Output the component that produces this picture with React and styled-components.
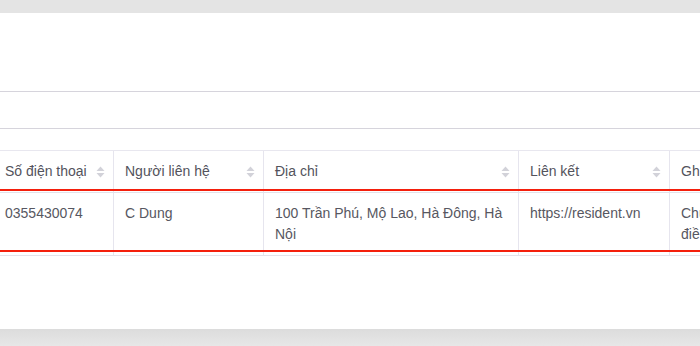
import React from "react";
import styled, { createGlobalStyle } from "styled-components";

const GlobalStyle = createGlobalStyle`
  html, body {
    margin: 0;
    padding: 0;
    background: #e4e4e4;
    font-family: "Liberation Sans", Arial, sans-serif;
  }
`;

const Page = styled.div`
  width: 700px;
  height: 346px;
  display: flex;
  flex-direction: column;
  overflow: hidden;
  background: #e4e4e4;
`;

const TopBand = styled.div`
  height: 13px;
  flex-shrink: 0;
  background: #e4e4e4;
`;

const Panel = styled.div`
  height: 316px;
  flex-shrink: 0;
  background: #ffffff;
  display: flex;
  flex-direction: column;
`;

const PanelHead = styled.div`
  height: 78px;
  flex-shrink: 0;
`;

const Toolbar = styled.div`
  height: 36px;
  flex-shrink: 0;
  border-top: 1px solid #d6d4dc;
  border-bottom: 1px solid #d6d4dc;
`;

const TableScroller = styled.div`
  margin-top: 21px;
  overflow: hidden;
  position: relative;
`;

const Table = styled.table`
  border-collapse: collapse;
  table-layout: fixed;
  margin-left: -7px;
  width: ${(p) => p.$w}px;
  font-size: 14px;
  line-height: 21px;
  color: #575761;
`;

const HeadCell = styled.th`
  box-sizing: border-box;
  padding: 10px 11px;
  text-align: left;
  font-weight: normal;
  color: #53535c;
  border-top: 1px solid #e8e7ef;
  border-bottom: 1px solid #e3e2ea;
  border-left: 1px solid #e6e5ee;
  background: #ffffff;
  white-space: nowrap;
  overflow: hidden;
`;

const HeadInner = styled.div`
  display: flex;
  align-items: center;
  justify-content: space-between;
`;

const Cell = styled.td`
  box-sizing: border-box;
  padding: 10px 11px;
  vertical-align: top;
  border-left: 1px solid #e6e5ee;
  border-bottom: 1px solid #e3e2ea;
  word-wrap: break-word;
`;

const SortIcon = styled.svg`
  width: 9px;
  height: 12px;
  flex-shrink: 0;
  margin-right: -3px;
`;

const RowHighlight = styled.div`
  position: absolute;
  left: 0;
  right: 0;
  top: 39px;
  height: 59px;
  border-top: 2px solid #f41f0c;
  border-bottom: 2px solid #f41f0c;
  pointer-events: none;
`;

const BottomBand = styled.div`
  flex: 1;
  background: linear-gradient(#dcdcdc, #e7e7e7);
`;

const Sorter = () => (
  <SortIcon viewBox="0 0 9 12">
    <path d="M4.5 0.5 L8.5 5 L0.5 5 Z" fill="#d2d2d9" />
    <path d="M4.5 11.5 L8.5 7 L0.5 7 Z" fill="#d2d2d9" />
  </SortIcon>
);

const columns = [
  { title: "Số điện thoại", width: 120, sortable: true },
  { title: "Người liên hệ", width: 150, sortable: true },
  { title: "Địa chỉ", width: 255, sortable: true },
  { title: "Liên kết", width: 151, sortable: true },
  { title: "Ghi chú", width: 150, sortable: false },
];

const rows = [
  [
    "0355430074",
    "C Dung",
    "100 Trần Phú, Mộ Lao, Hà Đông, Hà Nội",
    "https://resident.vn",
    "Chung cư cao cấp, điều hòa trung tâm",
  ],
];

const tableWidth = columns.reduce((sum, c) => sum + c.width, 0);

export default function App() {
  return (
    <>
      <GlobalStyle />
      <Page>
        <TopBand />
        <Panel>
          <PanelHead />
          <Toolbar />
          <TableScroller>
            <Table $w={tableWidth}>
              <colgroup>
                {columns.map((col) => (
                  <col key={col.title} style={{ width: col.width }} />
                ))}
              </colgroup>
              <thead>
                <tr>
                  {columns.map((col) => (
                    <HeadCell key={col.title}>
                      <HeadInner>
                        <span>{col.title}</span>
                        {col.sortable && <Sorter />}
                      </HeadInner>
                    </HeadCell>
                  ))}
                </tr>
              </thead>
              <tbody>
                {rows.map((row, idx) => (
                  <tr key={idx}>
                    {row.map((value, i) => (
                      <Cell key={i}>{value}</Cell>
                    ))}
                  </tr>
                ))}
              </tbody>
            </Table>
            <RowHighlight />
          </TableScroller>
        </Panel>
        <BottomBand />
      </Page>
    </>
  );
}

━━━━━━━━━━

**What the exercise asks**.
Copy the listing exactly. Any image in it stays out of the copy.

**Answer to the task**.
Output the component that produces this picture with React and styled-components.
import React from "react";
import styled, { createGlobalStyle } from "styled-components";

const GlobalStyle = createGlobalStyle`
  html, body {
    margin: 0;
    padding: 0;
    background: #e4e4e4;
    font-family: "Liberation Sans", Arial, sans-serif;
  }
`;

const Page = styled.div`
  width: 700px;
  height: 346px;
  display: flex;
  flex-direction: column;
  overflow: hidden;
  background: #e4e4e4;
`;

const TopBand = styled.div`
  height: 13px;
  flex-shrink: 0;
  background: #e4e4e4;
`;

const Panel = styled.div`
  height: 316px;
  flex-shrink: 0;
  background: #ffffff;
  display: flex;
  flex-direction: column;
`;

const PanelHead = styled.div`
  height: 78px;
  flex-shrink: 0;
`;

const Toolbar = styled.div`
  height: 36px;
  flex-shrink: 0;
  border-top: 1px solid #d6d4dc;
  border-bottom: 1px solid #d6d4dc;
`;

const TableScroller = styled.div`
  margin-top: 21px;
  overflow: hidden;
  position: relative;
`;

const Table = styled.table`
  border-collapse: collapse;
  table-layout: fixed;
  margin-left: -7px;
  width: ${(p) => p.$w}px;
  font-size: 14px;
  line-height: 21px;
  color: #575761;
`;

const HeadCell = styled.th`
  box-sizing: border-box;
  padding: 10px 11px;
  text-align: left;
  font-weight: normal;
  color: #53535c;
  border-top: 1px solid #e8e7ef;
  border-bottom: 1px solid #e3e2ea;
  border-left: 1px solid #e6e5ee;
  background: #ffffff;
  white-space: nowrap;
  overflow: hidden;
`;

const HeadInner = styled.div`
  display: flex;
  align-items: center;
  justify-content: space-between;
`;

const Cell = styled.td`
  box-sizing: border-box;
  padding: 10px 11px;
  vertical-align: top;
  border-left: 1px solid #e6e5ee;
  border-bottom: 1px solid #e3e2ea;
  word-wrap: break-word;
`;

const SortIcon = styled.svg`
  width: 9px;
  height: 12px;
  flex-shrink: 0;
  margin-right: -3px;
`;

const RowHighlight = styled.div`
  position: absolute;
  left: 0;
  right: 0;
  top: 39px;
  height: 59px;
  border-top: 2px solid #f41f0c;
  border-bottom: 2px solid #f41f0c;
  pointer-events: none;
`;

const BottomBand = styled.div`
  flex: 1;
  background: linear-gradient(#dcdcdc, #e7e7e7);
`;

const Sorter = () => (
  <SortIcon viewBox="0 0 9 12">
    <path d="M4.5 0.5 L8.5 5 L0.5 5 Z" fill="#d2d2d9" />
    <path d="M4.5 11.5 L8.5 7 L0.5 7 Z" fill="#d2d2d9" />
  </SortIcon>
);

const columns = [
  { title: "Số điện thoại", width: 120, sortable: true },
  { title: "Người liên hệ", width: 150, sortable: true },
  { title: "Địa chỉ", width: 255, sortable: true },
  { title: "Liên kết", width: 151, sortable: true },
  { title: "Ghi chú", width: 150, sortable: false },
];

const rows = [
  [
    "0355430074",
    "C Dung",
    "100 Trần Phú, Mộ Lao, Hà Đông, Hà Nội",
    "https://resident.vn",
    "Chung cư cao cấp, điều hòa trung tâm",
  ],
];

const tableWidth = columns.reduce((sum, c) => sum + c.width, 0);

export default function App() {
  return (
    <>
      <GlobalStyle />
      <Page>
        <TopBand />
        <Panel>
          <PanelHead />
          <Toolbar />
          <TableScroller>
            <Table $w={tableWidth}>
              <colgroup>
                {columns.map((col) => (
                  <col key={col.title} style={{ width: col.width }} />
                ))}
              </colgroup>
              <thead>
                <tr>
                  {columns.map((col) => (
                    <HeadCell key={col.title}>
                      <HeadInner>
                        <span>{col.title}</span>
                        {col.sortable && <Sorter />}
                      </HeadInner>
                    </HeadCell>
                  ))}
                </tr>
              </thead>
              <tbody>
                {rows.map((row, idx) => (
                  <tr key={idx}>
                    {row.map((value, i) => (
                      <Cell key={i}>{value}</Cell>
                    ))}
                  </tr>
                ))}
              </tbody>
            </Table>
            <RowHighlight />
          </TableScroller>
        </Panel>
        <BottomBand />
      </Page>
    </>
  );
}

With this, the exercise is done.